Получается, что ты жила в некотором напряжении в течение последних лет? Ты кому-нибудь рассказывала о своих сомнениях?

Нет, я не жила в напряжении. И подробно никому ни о чем об этом не рассказывала. Я осознавала, что простому человеку сложно объяснить какие-то вещи, и он может не понять сразу сути дела. Тем более, что у меня не было доказательств, хотя теперь я знаю, что их отсутствие — это не повод сомневаться в сказанном.

А как отреагировало руководство канала на заявление в эфире?

После моего заявления в эфире руководство канала долго совещалось, и вечером следующего дня Виктор Климов сам мне позвонил и сообщил, чтобы я не волновалась, меня не увольняют, но отстраняют от эфира до выяснения обстоятельств. Руководство канала, действительно, назначило двух сотрудников частной службы безопасности для расследования. Они обещали по своим каналам проверить ситуацию и помочь мне. В тот же день я узнала, что Климов сделал заявление агентству “Интерфакс-Казахстан”. Фактически мой главный редактор сказал, что все, сказанное мной в эфире — полная ерунда, что это плод моего воображения, и, по его мнению, меня нужно отстранить от работы в кадре. Тем самым, на мой взгляд, он формирует общественное мнение заранее, не проверив факты.

Но многие действительно считают, что нет повода тебя преследовать. Кому ты представляешь угрозу, поскольку являешься ведущей канала, который перестал быть острым? Если выдавливать или преследовать, то логичнее делать это с журналистами “Республики”, последователями “Дата” и других оппозиционных изданий! Какой повод преследовать тебя, Татьяна?

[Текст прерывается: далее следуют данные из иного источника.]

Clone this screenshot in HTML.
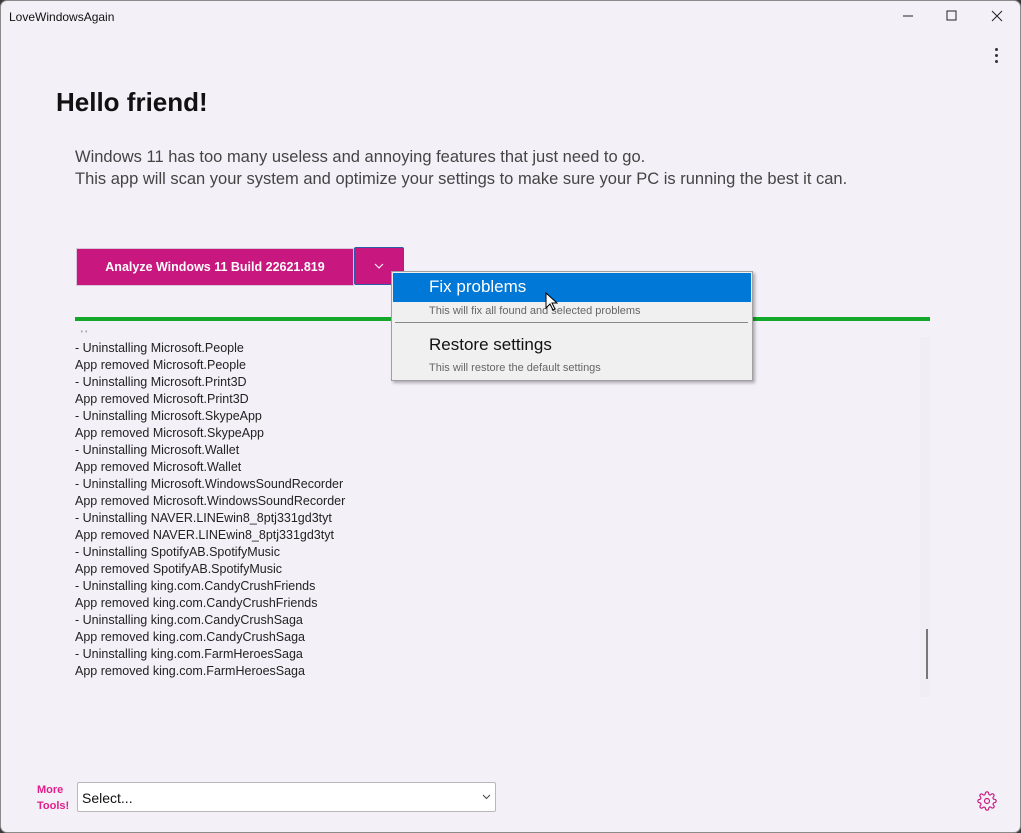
<!DOCTYPE html>
<html><head><meta charset="utf-8"><style>
body{margin:0;width:1021px;height:833px;overflow:hidden;background:#3a3a3a;font-family:"Liberation Sans",sans-serif}
#win{position:absolute;left:0;top:0;width:1021px;height:833px;box-sizing:border-box;background:#f3f0f8;border:1px solid #8a8a8a;border-radius:7px;overflow:hidden}
.t{position:absolute;white-space:nowrap}
.log div{height:17px;font-size:12.5px;color:#222;letter-spacing:0}
</style></head><body><div id="win">
<div class="t" style="left:8px;top:9px;font-size:12px;color:#111">LoveWindowsAgain</div>
<svg class="t" style="left:895px;top:4px" width="120" height="22"><g stroke="#222" fill="none" stroke-width="1"><path d="M7 11h10"/><path d="M51 6h9v9h-9z"/><path d="M96 6l10 10M106 6l-10 10"/></g></svg>
<div class="t" style="left:994px;top:47px;width:3px;height:3px;background:#333;border-radius:2px;box-shadow:0 6px 0 #333,0 12px 0 #333"></div>
<div class="t" style="left:55px;top:86px;font-size:26px;font-weight:bold;color:#111">Hello friend!</div>
<div class="t" style="left:74px;top:145px;font-size:16.5px;color:#444;line-height:22px">Windows 11 has too many useless and annoying features that just need to go.<br>This app will scan your system and optimize your settings to make sure your PC is running the best it can.</div>
<div class="t" style="left:75px;top:247px;width:276px;height:36px;background:#c8177f;border:1px solid #d8c8d8;color:#fff;font-size:12.5px;font-weight:bold;text-align:center;line-height:36px">Analyze Windows 11 Build 22621.819</div>
<div class="t" style="left:353px;top:246px;width:48px;height:36px;background:#c8177f;border:1px solid #2a5aa8;border-radius:2px"><svg style="position:absolute;left:19px;top:15px" width="10" height="6"><path d="M1 1l4 4 4-4" stroke="#fff" fill="none"/></svg></div>
<div class="t" style="left:74px;top:316px;width:855px;height:4px;background:#13a829"></div>
<div class="t" style="left:919px;top:336px;width:10px;height:360px;background:#f0edf4"></div>
<div class="t" style="left:925px;top:628px;width:2px;height:50px;background:#777"></div>
<div class="t" style="left:80px;top:328px;font-size:9px;color:#555">' '</div>
<div class="t log" style="left:74px;top:340px">
<div>- Uninstalling Microsoft.People</div><div>App removed Microsoft.People</div><div>- Uninstalling Microsoft.Print3D</div><div>App removed Microsoft.Print3D</div><div>- Uninstalling Microsoft.SkypeApp</div><div>App removed Microsoft.SkypeApp</div><div>- Uninstalling Microsoft.Wallet</div><div>App removed Microsoft.Wallet</div><div>- Uninstalling Microsoft.WindowsSoundRecorder</div><div>App removed Microsoft.WindowsSoundRecorder</div><div>- Uninstalling NAVER.LINEwin8_8ptj331gd3tyt</div><div>App removed NAVER.LINEwin8_8ptj331gd3tyt</div><div>- Uninstalling SpotifyAB.SpotifyMusic</div><div>App removed SpotifyAB.SpotifyMusic</div><div>- Uninstalling king.com.CandyCrushFriends</div><div>App removed king.com.CandyCrushFriends</div><div>- Uninstalling king.com.CandyCrushSaga</div><div>App removed king.com.CandyCrushSaga</div><div>- Uninstalling king.com.FarmHeroesSaga</div><div>App removed king.com.FarmHeroesSaga</div>
</div>
<div class="t" style="left:390px;top:270px;width:360px;height:108px;background:#f0f0f0;border:1px solid #a0a0a0;box-shadow:2px 2px 3px rgba(0,0,0,.3)">
<div style="position:absolute;left:1px;top:1px;width:358px;height:29px;background:#0078d7"></div>
<div class="t" style="left:37px;top:5px;font-size:17px;color:#fff">Fix problems</div>
<div class="t" style="left:37px;top:33px;font-size:11px;color:#666">This will fix all found and selected problems</div>
<div class="t" style="left:3px;top:50px;width:353px;height:1px;background:#888"></div>
<div class="t" style="left:37px;top:63px;font-size:17px;color:#111">Restore settings</div>
<div class="t" style="left:37px;top:90px;font-size:11px;color:#666">This will restore the default settings</div>
</div>
<svg class="t" style="left:544px;top:291px" width="14" height="20"><path d="M1 1v15l4-4 3 6 2-1-3-6h5z" fill="#fff" stroke="#000"/></svg>
<div class="t" style="left:36px;top:781px;font-size:11px;font-weight:bold;color:#e0208a;line-height:16px">More<br>Tools!</div>
<div class="t" style="left:76px;top:781px;width:417px;height:28px;background:#fff;border:1px solid #b8b8b8;border-radius:2px">
<div class="t" style="left:4px;top:7px;font-size:14px;color:#111">Select...</div>
<svg class="t" style="left:404px;top:11px" width="9" height="6"><path d="M1 1l3.5 3.5L8 1" stroke="#444" fill="none"/></svg></div>
<svg class="t" style="left:976px;top:790px" width="20" height="20" viewBox="0 0 24 24" fill="none" stroke="#c8177f" stroke-width="1.4"><circle cx="12" cy="12" r="3"/><path d="M19.4 15a1.7 1.7 0 0 0 .3 1.8l.1.1a2 2 0 1 1-2.8 2.8l-.1-.1a1.7 1.7 0 0 0-1.8-.3 1.7 1.7 0 0 0-1 1.5V21a2 2 0 1 1-4 0v-.1a1.7 1.7 0 0 0-1.1-1.5 1.7 1.7 0 0 0-1.8.3l-.1.1a2 2 0 1 1-2.8-2.800l.1-.1a1.7 1.7 0 0 0 .3-1.8 1.7 1.7 0 0 0-1.5-1H3a2 2 0 1 1 0-4h.1a1.7 1.7 0 0 0 1.5-1.1 1.7 1.7 0 0 0-.3-1.8l-.1-.1a2 2 0 1 1 2.8-2.8l.1.1a1.7 1.7 0 0 0 1.8.3H9a1.7 1.7 0 0 0 1-1.5V3a2 2 0 1 1 4 0v.1a1.7 1.7 0 0 0 1 1.5 1.7 1.7 0 0 0 1.8-.3l.1-.1a2 2 0 1 1 2.8 2.8l-.1.1a1.7 1.7 0 0 0-.3 1.8V9a1.7 1.7 0 0 0 1.5 1H21a2 2 0 1 1 0 4h-.1a1.7 1.7 0 0 0-1.5 1z"/></svg>
</div></body></html>
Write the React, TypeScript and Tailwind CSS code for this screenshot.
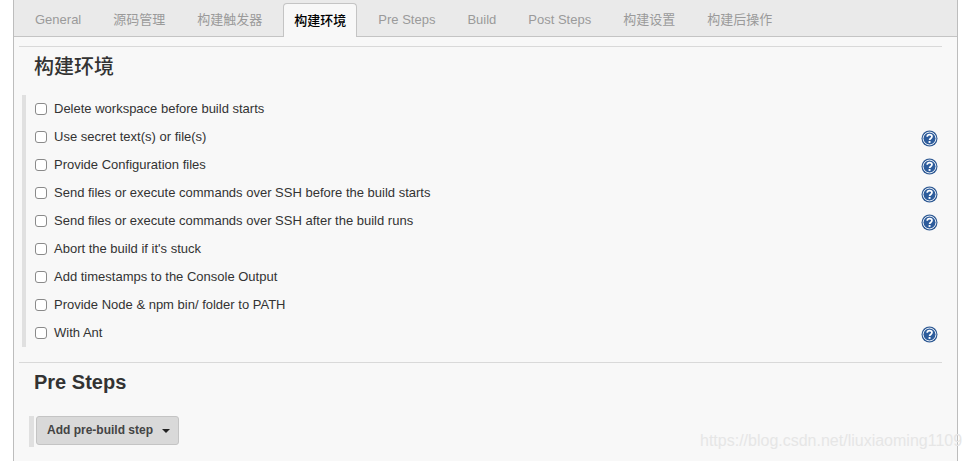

У меня есть свое мнение на этот счет. Я считаю, что журналиста могут преследовать не только за его взгляды. Мне кажется, что моя проблема вышла за рамки моей деятельности на \»31 канале\», она шире. Это уже не внутриполитическая, а внешнеполитическая проблема. И, возможно, речь идет не только о казахстанских спецслужбах. Журналиста, имеющего имя и связи, могут вербовать, шантажировать и использовать в самых различных целях. Тем более что современные технологии позволяют делать это изощренно и тонко. Я бы не хотела, чтобы меня использовали как люди самого Кажегельдина, так и люди, которые работают против него.